Records from a data collection:
## START

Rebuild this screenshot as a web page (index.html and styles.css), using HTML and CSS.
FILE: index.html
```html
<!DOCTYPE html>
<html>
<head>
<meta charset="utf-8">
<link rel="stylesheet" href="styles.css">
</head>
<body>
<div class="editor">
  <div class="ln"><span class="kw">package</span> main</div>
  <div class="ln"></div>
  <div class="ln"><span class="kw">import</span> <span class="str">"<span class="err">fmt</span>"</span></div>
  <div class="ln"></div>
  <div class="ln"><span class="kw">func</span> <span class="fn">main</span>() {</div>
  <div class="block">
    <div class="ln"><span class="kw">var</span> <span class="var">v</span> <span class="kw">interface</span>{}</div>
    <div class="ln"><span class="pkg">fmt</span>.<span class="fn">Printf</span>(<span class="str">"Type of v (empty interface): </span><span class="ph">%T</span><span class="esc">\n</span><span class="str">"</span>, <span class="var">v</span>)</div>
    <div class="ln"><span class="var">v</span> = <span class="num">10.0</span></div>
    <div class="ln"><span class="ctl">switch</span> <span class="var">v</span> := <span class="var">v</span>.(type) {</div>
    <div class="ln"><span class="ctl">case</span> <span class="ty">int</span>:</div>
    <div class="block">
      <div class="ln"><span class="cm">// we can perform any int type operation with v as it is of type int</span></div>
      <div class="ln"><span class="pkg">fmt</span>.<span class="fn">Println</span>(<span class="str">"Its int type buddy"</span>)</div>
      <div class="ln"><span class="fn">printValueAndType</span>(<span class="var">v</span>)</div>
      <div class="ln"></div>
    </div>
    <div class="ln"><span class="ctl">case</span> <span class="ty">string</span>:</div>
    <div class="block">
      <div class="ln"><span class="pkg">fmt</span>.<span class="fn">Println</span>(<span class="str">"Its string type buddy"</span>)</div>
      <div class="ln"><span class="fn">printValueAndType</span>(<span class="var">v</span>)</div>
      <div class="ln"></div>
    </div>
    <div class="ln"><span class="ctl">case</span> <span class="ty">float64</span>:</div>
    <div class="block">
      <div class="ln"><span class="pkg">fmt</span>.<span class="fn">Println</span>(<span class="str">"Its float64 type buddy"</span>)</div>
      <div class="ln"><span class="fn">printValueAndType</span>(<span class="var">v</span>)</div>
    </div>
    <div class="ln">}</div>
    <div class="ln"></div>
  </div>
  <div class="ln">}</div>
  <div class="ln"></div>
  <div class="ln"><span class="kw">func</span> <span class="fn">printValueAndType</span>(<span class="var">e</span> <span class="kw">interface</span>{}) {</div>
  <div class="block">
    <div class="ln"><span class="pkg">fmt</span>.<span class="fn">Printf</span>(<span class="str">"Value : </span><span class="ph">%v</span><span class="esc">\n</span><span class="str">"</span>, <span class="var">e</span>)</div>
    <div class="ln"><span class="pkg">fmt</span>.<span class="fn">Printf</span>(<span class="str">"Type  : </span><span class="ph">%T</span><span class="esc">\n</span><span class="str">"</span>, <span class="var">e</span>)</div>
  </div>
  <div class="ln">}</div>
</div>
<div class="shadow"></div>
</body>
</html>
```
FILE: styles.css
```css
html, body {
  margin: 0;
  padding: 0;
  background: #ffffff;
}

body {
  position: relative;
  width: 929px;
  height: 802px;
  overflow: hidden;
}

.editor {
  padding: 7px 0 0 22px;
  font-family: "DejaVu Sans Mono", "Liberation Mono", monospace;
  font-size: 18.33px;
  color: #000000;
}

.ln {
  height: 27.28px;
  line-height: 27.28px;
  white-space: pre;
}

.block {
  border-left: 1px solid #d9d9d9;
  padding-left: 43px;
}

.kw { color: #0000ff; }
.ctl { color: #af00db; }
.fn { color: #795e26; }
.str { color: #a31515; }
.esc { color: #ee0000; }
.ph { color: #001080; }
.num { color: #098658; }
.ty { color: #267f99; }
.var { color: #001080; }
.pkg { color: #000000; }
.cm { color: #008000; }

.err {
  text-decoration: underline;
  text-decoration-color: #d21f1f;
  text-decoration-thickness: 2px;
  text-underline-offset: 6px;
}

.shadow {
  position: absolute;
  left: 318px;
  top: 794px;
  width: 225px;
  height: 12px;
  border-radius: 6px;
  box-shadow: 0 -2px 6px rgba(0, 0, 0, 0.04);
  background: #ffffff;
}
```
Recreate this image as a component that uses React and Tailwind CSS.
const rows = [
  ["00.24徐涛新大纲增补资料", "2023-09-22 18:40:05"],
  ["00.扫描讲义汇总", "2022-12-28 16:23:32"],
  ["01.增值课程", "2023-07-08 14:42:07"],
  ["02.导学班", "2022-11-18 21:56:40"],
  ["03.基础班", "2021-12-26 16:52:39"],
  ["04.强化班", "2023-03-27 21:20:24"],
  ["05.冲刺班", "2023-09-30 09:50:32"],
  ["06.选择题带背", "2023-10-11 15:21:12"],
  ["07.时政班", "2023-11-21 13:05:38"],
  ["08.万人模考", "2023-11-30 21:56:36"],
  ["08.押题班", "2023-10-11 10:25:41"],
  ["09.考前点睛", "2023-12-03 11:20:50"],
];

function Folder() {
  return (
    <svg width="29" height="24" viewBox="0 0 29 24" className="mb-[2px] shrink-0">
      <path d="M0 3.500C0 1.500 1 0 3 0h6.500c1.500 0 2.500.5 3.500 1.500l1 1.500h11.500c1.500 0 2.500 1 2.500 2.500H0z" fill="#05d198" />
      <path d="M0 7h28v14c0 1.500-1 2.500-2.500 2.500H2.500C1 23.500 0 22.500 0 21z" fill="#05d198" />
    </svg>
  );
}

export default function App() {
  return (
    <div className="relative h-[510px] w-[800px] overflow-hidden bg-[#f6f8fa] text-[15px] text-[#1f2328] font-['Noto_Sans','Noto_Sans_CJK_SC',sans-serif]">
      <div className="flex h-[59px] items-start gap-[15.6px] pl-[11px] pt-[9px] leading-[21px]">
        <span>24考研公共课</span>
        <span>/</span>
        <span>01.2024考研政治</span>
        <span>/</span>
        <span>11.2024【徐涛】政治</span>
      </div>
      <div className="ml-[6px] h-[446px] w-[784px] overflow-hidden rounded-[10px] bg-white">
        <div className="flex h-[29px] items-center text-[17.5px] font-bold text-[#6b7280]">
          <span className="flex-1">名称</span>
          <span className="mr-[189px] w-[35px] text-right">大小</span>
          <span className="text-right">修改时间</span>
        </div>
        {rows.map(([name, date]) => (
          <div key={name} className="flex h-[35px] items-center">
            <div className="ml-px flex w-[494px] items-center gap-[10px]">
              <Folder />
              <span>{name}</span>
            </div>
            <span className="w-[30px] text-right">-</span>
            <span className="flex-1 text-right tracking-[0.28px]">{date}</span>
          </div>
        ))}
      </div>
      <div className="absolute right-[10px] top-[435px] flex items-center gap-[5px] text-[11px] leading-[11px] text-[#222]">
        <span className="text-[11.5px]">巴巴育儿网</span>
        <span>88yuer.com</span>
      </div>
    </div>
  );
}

## END

Task to carry out: Repeat the whole listing exactly, keeping every line intact.

Complete answer:
Rebuild this screenshot as a web page (index.html and styles.css), using HTML and CSS.
FILE: index.html
```html
<!DOCTYPE html>
<html>
<head>
<meta charset="utf-8">
<link rel="stylesheet" href="styles.css">
</head>
<body>
<div class="editor">
  <div class="ln"><span class="kw">package</span> main</div>
  <div class="ln"></div>
  <div class="ln"><span class="kw">import</span> <span class="str">"<span class="err">fmt</span>"</span></div>
  <div class="ln"></div>
  <div class="ln"><span class="kw">func</span> <span class="fn">main</span>() {</div>
  <div class="block">
    <div class="ln"><span class="kw">var</span> <span class="var">v</span> <span class="kw">interface</span>{}</div>
    <div class="ln"><span class="pkg">fmt</span>.<span class="fn">Printf</span>(<span class="str">"Type of v (empty interface): </span><span class="ph">%T</span><span class="esc">\n</span><span class="str">"</span>, <span class="var">v</span>)</div>
    <div class="ln"><span class="var">v</span> = <span class="num">10.0</span></div>
    <div class="ln"><span class="ctl">switch</span> <span class="var">v</span> := <span class="var">v</span>.(type) {</div>
    <div class="ln"><span class="ctl">case</span> <span class="ty">int</span>:</div>
    <div class="block">
      <div class="ln"><span class="cm">// we can perform any int type operation with v as it is of type int</span></div>
      <div class="ln"><span class="pkg">fmt</span>.<span class="fn">Println</span>(<span class="str">"Its int type buddy"</span>)</div>
      <div class="ln"><span class="fn">printValueAndType</span>(<span class="var">v</span>)</div>
      <div class="ln"></div>
    </div>
    <div class="ln"><span class="ctl">case</span> <span class="ty">string</span>:</div>
    <div class="block">
      <div class="ln"><span class="pkg">fmt</span>.<span class="fn">Println</span>(<span class="str">"Its string type buddy"</span>)</div>
      <div class="ln"><span class="fn">printValueAndType</span>(<span class="var">v</span>)</div>
      <div class="ln"></div>
    </div>
    <div class="ln"><span class="ctl">case</span> <span class="ty">float64</span>:</div>
    <div class="block">
      <div class="ln"><span class="pkg">fmt</span>.<span class="fn">Println</span>(<span class="str">"Its float64 type buddy"</span>)</div>
      <div class="ln"><span class="fn">printValueAndType</span>(<span class="var">v</span>)</div>
    </div>
    <div class="ln">}</div>
    <div class="ln"></div>
  </div>
  <div class="ln">}</div>
  <div class="ln"></div>
  <div class="ln"><span class="kw">func</span> <span class="fn">printValueAndType</span>(<span class="var">e</span> <span class="kw">interface</span>{}) {</div>
  <div class="block">
    <div class="ln"><span class="pkg">fmt</span>.<span class="fn">Printf</span>(<span class="str">"Value : </span><span class="ph">%v</span><span class="esc">\n</span><span class="str">"</span>, <span class="var">e</span>)</div>
    <div class="ln"><span class="pkg">fmt</span>.<span class="fn">Printf</span>(<span class="str">"Type  : </span><span class="ph">%T</span><span class="esc">\n</span><span class="str">"</span>, <span class="var">e</span>)</div>
  </div>
  <div class="ln">}</div>
</div>
<div class="shadow"></div>
</body>
</html>
```
FILE: styles.css
```css
html, body {
  margin: 0;
  padding: 0;
  background: #ffffff;
}

body {
  position: relative;
  width: 929px;
  height: 802px;
  overflow: hidden;
}

.editor {
  padding: 7px 0 0 22px;
  font-family: "DejaVu Sans Mono", "Liberation Mono", monospace;
  font-size: 18.33px;
  color: #000000;
}

.ln {
  height: 27.28px;
  line-height: 27.28px;
  white-space: pre;
}

.block {
  border-left: 1px solid #d9d9d9;
  padding-left: 43px;
}

.kw { color: #0000ff; }
.ctl { color: #af00db; }
.fn { color: #795e26; }
.str { color: #a31515; }
.esc { color: #ee0000; }
.ph { color: #001080; }
.num { color: #098658; }
.ty { color: #267f99; }
.var { color: #001080; }
.pkg { color: #000000; }
.cm { color: #008000; }

.err {
  text-decoration: underline;
  text-decoration-color: #d21f1f;
  text-decoration-thickness: 2px;
  text-underline-offset: 6px;
}

.shadow {
  position: absolute;
  left: 318px;
  top: 794px;
  width: 225px;
  height: 12px;
  border-radius: 6px;
  box-shadow: 0 -2px 6px rgba(0, 0, 0, 0.04);
  background: #ffffff;
}
```
Recreate this image as a component that uses React and Tailwind CSS.
const rows = [
  ["00.24徐涛新大纲增补资料", "2023-09-22 18:40:05"],
  ["00.扫描讲义汇总", "2022-12-28 16:23:32"],
  ["01.增值课程", "2023-07-08 14:42:07"],
  ["02.导学班", "2022-11-18 21:56:40"],
  ["03.基础班", "2021-12-26 16:52:39"],
  ["04.强化班", "2023-03-27 21:20:24"],
  ["05.冲刺班", "2023-09-30 09:50:32"],
  ["06.选择题带背", "2023-10-11 15:21:12"],
  ["07.时政班", "2023-11-21 13:05:38"],
  ["08.万人模考", "2023-11-30 21:56:36"],
  ["08.押题班", "2023-10-11 10:25:41"],
  ["09.考前点睛", "2023-12-03 11:20:50"],
];

function Folder() {
  return (
    <svg width="29" height="24" viewBox="0 0 29 24" className="mb-[2px] shrink-0">
      <path d="M0 3.500C0 1.500 1 0 3 0h6.500c1.500 0 2.500.5 3.500 1.500l1 1.500h11.500c1.500 0 2.500 1 2.500 2.500H0z" fill="#05d198" />
      <path d="M0 7h28v14c0 1.500-1 2.500-2.500 2.500H2.500C1 23.500 0 22.500 0 21z" fill="#05d198" />
    </svg>
  );
}

export default function App() {
  return (
    <div className="relative h-[510px] w-[800px] overflow-hidden bg-[#f6f8fa] text-[15px] text-[#1f2328] font-['Noto_Sans','Noto_Sans_CJK_SC',sans-serif]">
      <div className="flex h-[59px] items-start gap-[15.6px] pl-[11px] pt-[9px] leading-[21px]">
        <span>24考研公共课</span>
        <span>/</span>
        <span>01.2024考研政治</span>
        <span>/</span>
        <span>11.2024【徐涛】政治</span>
      </div>
      <div className="ml-[6px] h-[446px] w-[784px] overflow-hidden rounded-[10px] bg-white">
        <div className="flex h-[29px] items-center text-[17.5px] font-bold text-[#6b7280]">
          <span className="flex-1">名称</span>
          <span className="mr-[189px] w-[35px] text-right">大小</span>
          <span className="text-right">修改时间</span>
        </div>
        {rows.map(([name, date]) => (
          <div key={name} className="flex h-[35px] items-center">
            <div className="ml-px flex w-[494px] items-center gap-[10px]">
              <Folder />
              <span>{name}</span>
            </div>
            <span className="w-[30px] text-right">-</span>
            <span className="flex-1 text-right tracking-[0.28px]">{date}</span>
          </div>
        ))}
      </div>
      <div className="absolute right-[10px] top-[435px] flex items-center gap-[5px] text-[11px] leading-[11px] text-[#222]">
        <span className="text-[11.5px]">巴巴育儿网</span>
        <span>88yuer.com</span>
      </div>
    </div>
  );
}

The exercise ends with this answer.